The 60-second version
We grow language models instead of writing them, so they are opaque by default. Inside, concepts are not stored one-per-neuron; they are packed as overlapping directions (superposition), which is why individual neurons look like nonsense. Sparse autoencoders un-mix those directions into individually meaningful features. Tracing how features cause other features yields circuits, drawn as attribution graphs, which let us watch multi-step reasoning happen inside one pass. The standard of proof is intervention: clamp a feature and watch behavior move. This matters because behavioral testing cannot catch a model that hides things, but mechanism can, which makes interpretability central to trusting AI. It is real, it is improving fast, and it is still far from complete.
The 5-minute version
Ordinary software is authored; you can read the logic. A language model is grown by an optimizer against the whole internet, so its competence lives in billions of weights that nobody wrote on purpose, and opacity is the starting condition, not a bug.
The first obstacle to reading it is storage. Models represent far more concepts than they have neurons by giving each concept a direction spread across many neurons and overlapping those directions, a trick called superposition that works because only a few concepts are active at once. The visible symptom is polysemantic neurons that fire for unrelated things, which is why the neuron is the wrong unit of analysis. The right unit is the feature: a direction in activation space.
To recover features, we train sparse autoencoders, small networks that rewrite each tangled activation as a few items from a huge dictionary. A strict sparsity budget forces those dictionary items to become individually meaningful. Classic L1 sparsity causes shrinkage (it underestimates feature strength), which TopK and JumpReLU autoencoders fix. At scale this produced tens of millions of interpretable features from a production model.
Features show what a model represents; circuits show how it computes, by tracing features causing other features. The modern method swaps a model’s opaque layers for interpretable ones and draws an attribution graph of the result. On “the capital of the state containing Dallas,” the graph reveals two silent hops, Dallas to Texas to Austin, and clamping the Texas feature to California flips the answer to Sacramento. That clamp is the point: correlation (a feature lights up) is only a hypothesis, and intervention (clamp it, watch behavior move) is the proof.
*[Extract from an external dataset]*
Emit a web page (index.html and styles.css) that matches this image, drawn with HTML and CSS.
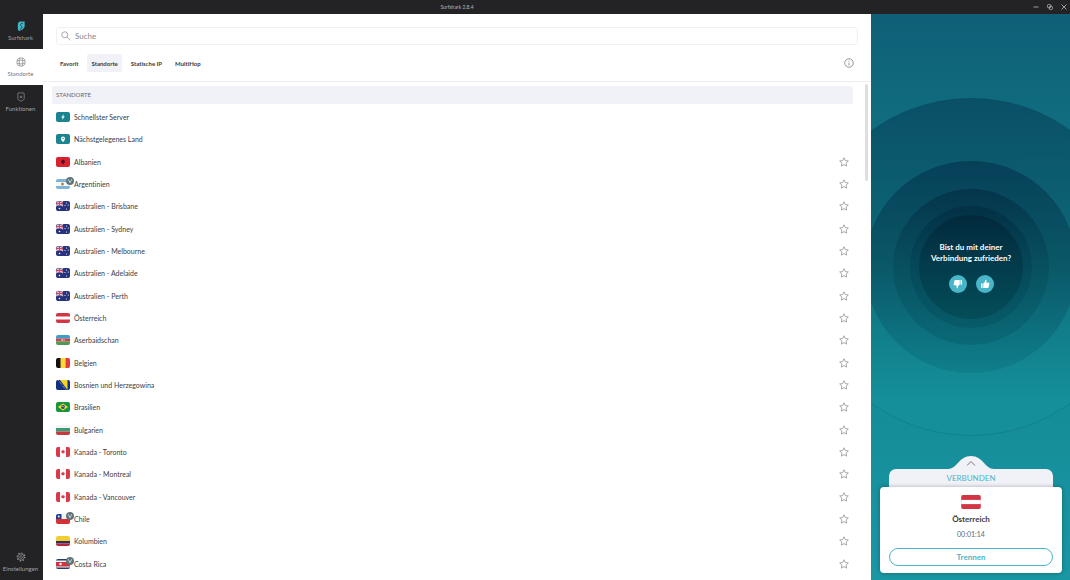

These tools caught models planning rhymes several words ahead, thinking in a shared concept space across languages, and writing chain-of-thought that does not always reflect the real reason for the answer. That last one is why this field matters: behavioral evaluation cannot catch a model that is deceptive or sandbagging, because behavior is exactly what such a model manages, but reading the mechanism can surface a hidden goal that no black-box test would. The same knobs let us steer, by clamping the features behind a behavior.
The limits are real. Dictionaries have dead, split, and absorbed features; the readable replacement models reproduce only about half of the original computation; attribution graphs are fragile, per-prompt, and human-intensive; and full, automated coverage of a model does not exist yet. The field is moving monthly toward fixing all of that. We are early, but for the first time we are genuinely reading minds we only knew how to grow.